Middle to longer term:
Made in China - or elsewhere. Those EU regulations are going to push the niche parfumers out of the developed world. And I for one will back them all the way. When I buy Mitsouko I want it to smell like Mitsouko... and that needs oakmoss. Citrus absolutes etc etc
My $0.02
Last edited by John.G; 22nd June 2010 at 10:36 PM.
I can´t believe nobody has mentioned the Sport-flankers yet!
I understand the frustration, but I still like some of those sweet nothings.
IMO, the 2000s are all about being inoffensive. No matter if it´s black, sport, intense, summer: you will never offend somebody, because no matter what you´re wearing, others mostly won´t even realise that you´re wearing a fragrance at all.
Last edited by dannyboy; 22nd June 2010 at 11:07 PM.
I think the 00's took the Aquatic theme and added more woods to it. I mean, would I be too left field to consider something like DKNY Men or A&F Fierce (extra) woody aquatics?
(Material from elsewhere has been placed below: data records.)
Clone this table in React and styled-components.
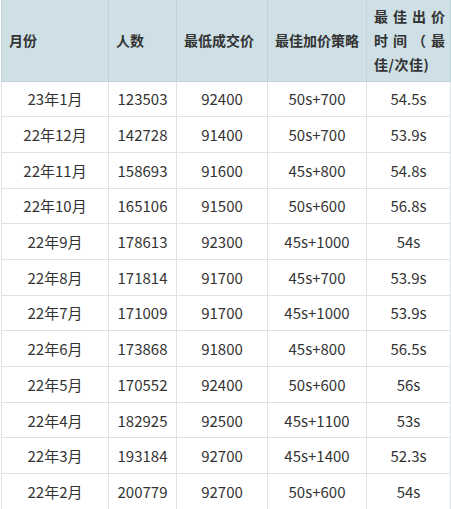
import React from "react";
import styled, { createGlobalStyle } from "styled-components";

const rows = [
  ["23年1月", "123503", "92400", "50s+700", "54.5s"],
  ["22年12月", "142728", "91400", "50s+700", "53.9s"],
  ["22年11月", "158693", "91600", "45s+800", "54.8s"],
  ["22年10月", "165106", "91500", "50s+600", "56.8s"],
  ["22年9月", "178613", "92300", "45s+1000", "54s"],
  ["22年8月", "171814", "91700", "45s+700", "53.9s"],
  ["22年7月", "171009", "91700", "45s+1000", "53.9s"],
  ["22年6月", "173868", "91800", "45s+800", "56.5s"],
  ["22年5月", "170552", "92400", "50s+600", "56s"],
  ["22年4月", "182925", "92500", "45s+1100", "53s"],
  ["22年3月", "193184", "92700", "45s+1400", "52.3s"],
  ["22年2月", "200779", "92700", "50s+600", "54s"],
];

const widths = [107, 68, 91, 99, 84];

const App = () => {
  return (
    <Wrapper>
      <GlobalStyle />
      <Table>
        <colgroup>
          {widths.map((w, i) => (
            <col key={i} style={{ width: w }} />
          ))}
        </colgroup>
        <thead>
          <tr>
            <HeadCell>月份</HeadCell>
            <HeadCell>人数</HeadCell>
            <HeadCell>最低成交价</HeadCell>
            <HeadCell>最佳加价策略</HeadCell>
            <HeadCell>
              <Line spread>最佳出价</Line>
              <Line spread>时间（最</Line>
              <Line>佳/次佳)</Line>
            </HeadCell>
          </tr>
        </thead>
        <tbody>
          {rows.map((row) => (
            <Row key={row[0]}>
              {row.map((cell, i) => (
                <Cell key={i}>{cell}</Cell>
              ))}
            </Row>
          ))}
        </tbody>
      </Table>
    </Wrapper>
  );
};

const GlobalStyle = createGlobalStyle`
  html, body {
    margin: 0;
    padding: 0;
    background: #ffffff;
  }
  body {
    font-family: "Noto Sans CJK SC", "Noto Sans", sans-serif;
    color: #333333;
  }
`;

const Wrapper = styled.div`
  width: 451px;
  height: 509px;
  overflow: hidden;
  padding-left: 1px;
  box-sizing: border-box;
`;

const Table = styled.table`
  border-collapse: collapse;
  table-layout: fixed;
  width: 449px;
`;

const HeadCell = styled.th`
  height: 81px;
  box-sizing: border-box;
  background: #cee0e5;
  border: 1px solid #bfd3d9;
  border-top: none;
  padding: 0 5px 0 7px;
  font-size: 14px;
  font-weight: 700;
  line-height: 24px;
  color: #333333;
  vertical-align: middle;
  white-space: nowrap;
  text-align: left;
`;

const Line = styled.span`
  display: block;
  text-align: ${(p) => (p.spread ? "justify" : "left")};
  text-align-last: ${(p) => (p.spread ? "justify" : "left")};
  text-justify: inter-character;
  white-space: normal;
  letter-spacing: ${(p) => (p.spread ? "0" : "0.5px")};
`;

const Row = styled.tr`
  height: 35.7px;
  background: #ffffff;
`;

const Cell = styled.td`
  border: 1px solid #dde3e5;
  padding: 0;
  font-size: 15px;
  text-align: center;
  vertical-align: middle;
  color: #333333;
  white-space: nowrap;
`;

export default App;
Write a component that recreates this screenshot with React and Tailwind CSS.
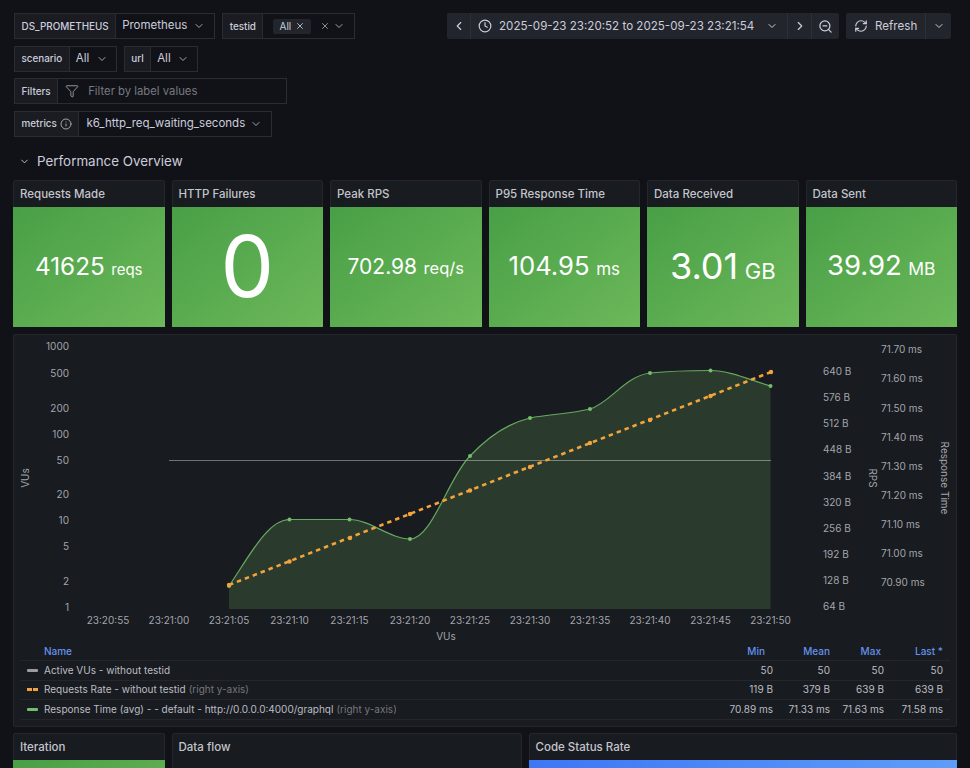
import React from 'react'
import { ChevronDown, ChevronLeft, ChevronRight, Clock, Funnel, Info, RefreshCw, X, ZoomOut } from 'lucide-react'

const stats = [
  { title: 'Requests Made', value: '41625', unit: 'reqs', valueClass: 'text-[24.3px]', unitClass: 'text-[15px]' },
  { title: 'HTTP Failures', value: '0', unit: '', valueClass: 'text-[85px]', unitClass: '' },
  { title: 'Peak RPS', value: '702.98', unit: 'req/s', valueClass: 'text-[21px]', unitClass: 'text-[16.5px]' },
  { title: 'P95 Response Time', value: '104.95', unit: 'ms', valueClass: 'text-[25.7px]', unitClass: 'text-[17px]' },
  { title: 'Data Received', value: '3.01', unit: 'GB', valueClass: 'text-[36px]', unitClass: 'text-[22px]' },
  { title: 'Data Sent', value: '39.92', unit: 'MB', valueClass: 'text-[27.5px]', unitClass: 'text-[17.5px]' },
]

const leftTicks = [['1000', 350], ['500', 377], ['200', 412], ['100', 438], ['50', 464], ['20', 498], ['10', 524], ['5', 550], ['2', 585], ['1', 611]]
const midTicks = [['640 B', 375], ['576 B', 401], ['512 B', 427], ['448 B', 453], ['384 B', 480], ['320 B', 506], ['256 B', 532], ['192 B', 558], ['128 B', 584], ['64 B', 610]]
const rightTicks = [['71.70 ms', 353], ['71.60 ms', 382], ['71.50 ms', 412], ['71.40 ms', 441], ['71.30 ms', 470], ['71.20 ms', 499], ['71.10 ms', 528], ['71.00 ms', 557], ['70.90 ms', 586]]
const timeTicks = [['23:20:55', 108], ['23:21:00', 169], ['23:21:05', 229], ['23:21:10', 289.5], ['23:21:15', 349.5], ['23:21:20', 410], ['23:21:25', 470], ['23:21:30', 530], ['23:21:35', 590], ['23:21:40', 650], ['23:21:45', 710.5], ['23:21:50', 770.5]]

const greenPoints = [[229, 586], [289.5, 519.5], [349.5, 519.5], [410, 539], [470, 456], [530, 418], [590, 409], [650, 373], [710.5, 370.5], [770.5, 386]]
const orangePoints = [[229, 585], [289.5, 561.5], [350, 538], [410, 514], [470, 490.5], [530, 467], [590, 443], [650, 420], [710.5, 396], [771, 372]]

const greenLine = 'M229,586 C250,555 268,519.5 289.5,519.5 C310,519.5 330,519.5 349.5,519.5 C370,519.5 390,539 410,539 C432,539 448,478 470,456 C485,440 505,424 530,418 C550,414 570,414 590,409 C610,403 625,376 650,373 C670,371 690,370.5 710.5,370.5 C730,370.5 750,380 770.5,386'

const legendRows = [
  { name: 'Active VUs - without testid', axis: '', swatch: 'bg-[#9a9ca1]', dashed: false, min: '50', mean: '50', max: '50', last: '50' },
  { name: 'Requests Rate - without testid', axis: '(right y-axis)', swatch: 'bg-[#f2a33c]', dashed: true, min: '119 B', mean: '379 B', max: '639 B', last: '639 B' },
  { name: 'Response Time (avg) - - default - http://0.0.0.0:4000/graphql', axis: '(right y-axis)', swatch: 'bg-[#73bf69]', dashed: false, min: '70.89 ms', mean: '71.33 ms', max: '71.63 ms', last: '71.58 ms' },
]

const Label = ({ children }) => (
  <div className="h-full flex items-center gap-[3px] px-[6.5px] bg-[#1a1c21] border border-[#2a2c31] text-[9.9px] font-medium text-[#ccccdc] whitespace-nowrap">
    {children}
  </div>
)

const Select = ({ children, className }) => (
  <div className={`h-full flex items-center border border-l-0 border-[#2a2c31] bg-[#111217] text-[#ccccdc] text-[11.5px] ${className}`}>
    {children}
  </div>
)

const Chart = () => (
  <svg viewBox="14 335 942 309" className="block w-[942px] h-[309px]" fontFamily="Inter, sans-serif" fontSize="10" fill="#a3a5ad">
    <path d={`${greenLine} L770.5,609 L229,609 Z`} fill="#2a3a2d" />
    <line x1="169" y1="460.5" x2="771" y2="460.5" stroke="#ffffff" strokeOpacity="0.38" />
    <path d={greenLine} fill="none" stroke="#73bf69" strokeOpacity="0.85" strokeWidth="1.2" />
    {greenPoints.map(([x, y]) => <circle key={x} cx={x} cy={y} r="2" fill="#73bf69" />)}
    <line x1="229" y1="585" x2="771" y2="372" stroke="#f2a33c" strokeWidth="2.6" strokeDasharray="4.5 4" />
    {orangePoints.map(([x, y]) => <circle key={x} cx={x} cy={y} r="2.2" fill="#f2a33c" />)}
    {leftTicks.map(([t, y]) => <text key={t} x="69" y={y} textAnchor="end">{t}</text>)}
    {midTicks.map(([t, y]) => <text key={t} x="823" y={y}>{t}</text>)}
    {rightTicks.map(([t, y]) => <text key={t} x="881" y={y}>{t}</text>)}
    {timeTicks.map(([t, x]) => <text key={t} x={x} y="623.5" textAnchor="middle">{t}</text>)}
    <text x="446" y="639.5" textAnchor="middle">VUs</text>
    <text transform="translate(29 478) rotate(-90)" textAnchor="middle">VUs</text>
    <text transform="translate(869 478) rotate(90)" textAnchor="middle">RPS</text>
    <text transform="translate(941 478) rotate(90)" textAnchor="middle">Response Time</text>
  </svg>
)

export default function App() {
  return (
    <div className="h-[768px] overflow-hidden bg-[#111217] font-['Inter',sans-serif] text-[#ccccdc]">
      <div className="flex justify-between pl-[14px] pr-[19px] pt-[13px]">
        <div className="flex flex-col gap-[6.5px]">
          <div className="flex h-[26px] gap-[7px]">
            <div className="flex h-full">
              <Label>DS_PROMETHEUS</Label>
              <Select className="w-[99px] pl-[6px] justify-between pr-[9px]">
                <span>Prometheus</span>
                <ChevronDown size={12} className="text-[#a3a5ad]" />
              </Select>
            </div>
            <div className="flex h-full">
              <Label>testid</Label>
              <Select className="w-[92px] pl-[10px] pr-[9px] justify-between">
                <span className="flex items-center gap-1 h-[15px] px-[6px] bg-[#22252b] rounded-[2px] text-[10px]">All <X size={10} /></span>
                <span className="flex items-center gap-[3px] text-[#a3a5ad]"><X size={10} /><ChevronDown size={12} /></span>
              </Select>
            </div>
          </div>
          <div className="flex h-[26px] gap-[7px]">
            <div className="flex h-full">
              <Label>scenario</Label>
              <Select className="w-[47px] pl-[6px] justify-between pr-[8px]">
                <span>All</span>
                <ChevronDown size={12} className="text-[#a3a5ad]" />
              </Select>
            </div>
            <div className="flex h-full">
              <Label>url</Label>
              <Select className="w-[47px] pl-[6px] justify-between pr-[8px]">
                <span>All</span>
                <ChevronDown size={12} className="text-[#a3a5ad]" />
              </Select>
            </div>
          </div>
          <div className="flex h-[26px]">
            <Label>Filters</Label>
            <Select className="w-[229px] pl-[7px] gap-[9px]">
              <Funnel size={14} className="text-[#a3a5ad]" strokeWidth={1.5} />
              <span className="text-[#777981] text-[11.3px]">Filter by label values</span>
            </Select>
          </div>
          <div className="flex h-[26px]">
            <Label>
              metrics
              <Info size={12} className="text-[#a3a5ad]" />
            </Label>
            <Select className="w-[193px] pl-[7px] pr-[9px] justify-between">
              <span>k6_http_req_waiting_seconds</span>
              <ChevronDown size={12} className="text-[#a3a5ad]" />
            </Select>
          </div>
        </div>

        <div className="flex h-[26px] gap-[7px] text-[11.6px] text-[#ccccdc]">
          <div className="flex h-full bg-[#22252b] rounded-[2px]">
            <div className="w-[23px] flex items-center justify-center"><ChevronLeft size={14} /></div>
            <div className="w-[317px] flex items-center pl-[7px] pr-[9px] border-l border-[#2d3036]">
              <Clock size={14} className="mr-[7px] shrink-0" />
              <span className="flex-1 pt-[1px] whitespace-nowrap">2025-09-23 23:20:52 to 2025-09-23 23:21:54</span>
              <ChevronDown size={12} className="shrink-0" />
            </div>
            <div className="w-[24px] flex items-center justify-center border-l border-[#2d3036]"><ChevronRight size={14} /></div>
            <div className="w-[28px] flex items-center justify-center border-l border-[#2d3036]"><ZoomOut size={15} /></div>
          </div>
          <div className="flex h-full bg-[#22252b] rounded-[2px]">
            <div className="w-[79px] flex items-center pl-[8px] gap-[7px]">
              <RefreshCw size={14} />
              <span className="pt-[1px]">Refresh</span>
            </div>
            <div className="w-[26px] flex items-center justify-center border-l border-[#2d3036]"><ChevronDown size={12} /></div>
          </div>
        </div>
      </div>

      <div className="flex items-center gap-[7px] pl-[19px] h-[18px] mt-[15.5px] text-[13.4px] text-[#ccccdc]">
        <ChevronDown size={11} />
        <span>Performance Overview</span>
      </div>

      <div className="px-[13px] mt-[10px]">
        <div className="grid grid-cols-6 gap-[7px]">
          {stats.map(s => (
            <div key={s.title} className="h-[147px] flex flex-col bg-[#181b1f] border border-[#24262b] rounded-[2px]">
              <div className="h-[26px] shrink-0 flex items-center px-[6px] pt-[1px] text-[11.5px] font-medium text-[#c4c5cc]">{s.title}</div>
              <div className="flex-1 min-h-0 -mx-px -mb-px pb-[2px] flex items-center justify-center bg-gradient-to-br from-[#489f46] to-[#6cb85a] text-white">
                <div className="flex items-baseline gap-[6.5px]">
                  <span className={`leading-none ${s.valueClass}`}>{s.value}</span>
                  {s.unit && <span className={`leading-none ${s.unitClass}`}>{s.unit}</span>}
                </div>
              </div>
            </div>
          ))}
        </div>

        <div className="mt-[7px] h-[393px] bg-[#181b1f] border border-[#24262b] rounded-[2px]">
          <Chart />
          <div className="px-[6px] text-[10px]">
            <div className="flex h-[17px] items-center pb-[2px] border-b border-[#24262b] text-[#6492ec] font-medium">
              <div className="flex-1 pl-[24px]">Name</div>
              <div className="w-[60px] text-right pr-[8px]">Min</div>
              <div className="w-[57px] text-right">Mean</div>
              <div className="w-[54px] text-right pr-[3px]">Max</div>
              <div className="w-[66px] text-right pr-[7px]">Last *</div>
            </div>
            {legendRows.map(row => (
              <div key={row.name} className="flex h-[19.5px] items-center border-b border-[#24262b] text-[#bcbdc4]">
                <div className="flex-1 flex items-center pl-[7px]">
                  {row.dashed ? (
                    <span className="w-[11px] flex justify-between">
                      <span className={`w-[5px] h-[3px] ${row.swatch}`} />
                      <span className={`w-[5px] h-[3px] ${row.swatch}`} />
                    </span>
                  ) : (
                    <span className={`w-[11px] h-[3px] rounded-[1px] ${row.swatch}`} />
                  )}
                  <span className="ml-[6px] whitespace-nowrap">{row.name}</span>
                  {row.axis && <span className="ml-[3px] text-[#75777e]">{row.axis}</span>}
                </div>
                <div className="w-[60px] text-right whitespace-nowrap">{row.min}</div>
                <div className="w-[57px] text-right whitespace-nowrap">{row.mean}</div>
                <div className="w-[54px] text-right whitespace-nowrap">{row.max}</div>
                <div className="w-[66px] text-right pr-[7px] whitespace-nowrap">{row.last}</div>
              </div>
            ))}
          </div>
        </div>

        <div className="flex gap-[7px] mt-[6px]">
          <div className="w-[151.5px] h-[80px] flex flex-col bg-[#181b1f] border border-[#24262b] rounded-[2px]">
            <div className="h-[26px] shrink-0 flex items-center px-[6px] pt-[1px] text-[11.5px] font-medium text-[#c4c5cc]">Iteration</div>
            <div className="h-[54px] -mx-px bg-gradient-to-br from-[#489f46] to-[#6cb85a]" />
          </div>
          <div className="w-[350px] h-[80px] bg-[#181b1f] border border-[#24262b] rounded-[2px]">
            <div className="h-[26px] flex items-center px-[6px] pt-[1px] text-[11.5px] font-medium text-[#c4c5cc]">Data flow</div>
          </div>
          <div className="flex-1 h-[80px] flex flex-col bg-[#181b1f] border border-[#24262b] rounded-[2px]">
            <div className="h-[26px] shrink-0 flex items-center px-[6px] pt-[1px] text-[11.5px] font-medium text-[#c4c5cc]">Code Status Rate</div>
            <div className="h-[54px] -mx-px bg-gradient-to-r from-[#3e76f5] to-[#5f9cf8]" />
          </div>
        </div>
      </div>
    </div>
  )
}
so is oud in full swing now 2010?
I think Dannyboy's right about sport-flankers, but actually the 2000's were notable for the multiplication of ALL kinds of flankers, particularly "summer" editions with meaningless names like "Fragrance name summer butterflies 2009" . Nowadays even established fragrances like YSL's Paris and Lancôme's Trésor have all these summer editions and limited editions and it's just gotten out of control. When they release that many limited-edition flankers to classic fragrances, just how much time are they spending re-tweaking the notes? And why would anyone want to buy a limited-edition that can't be replaced?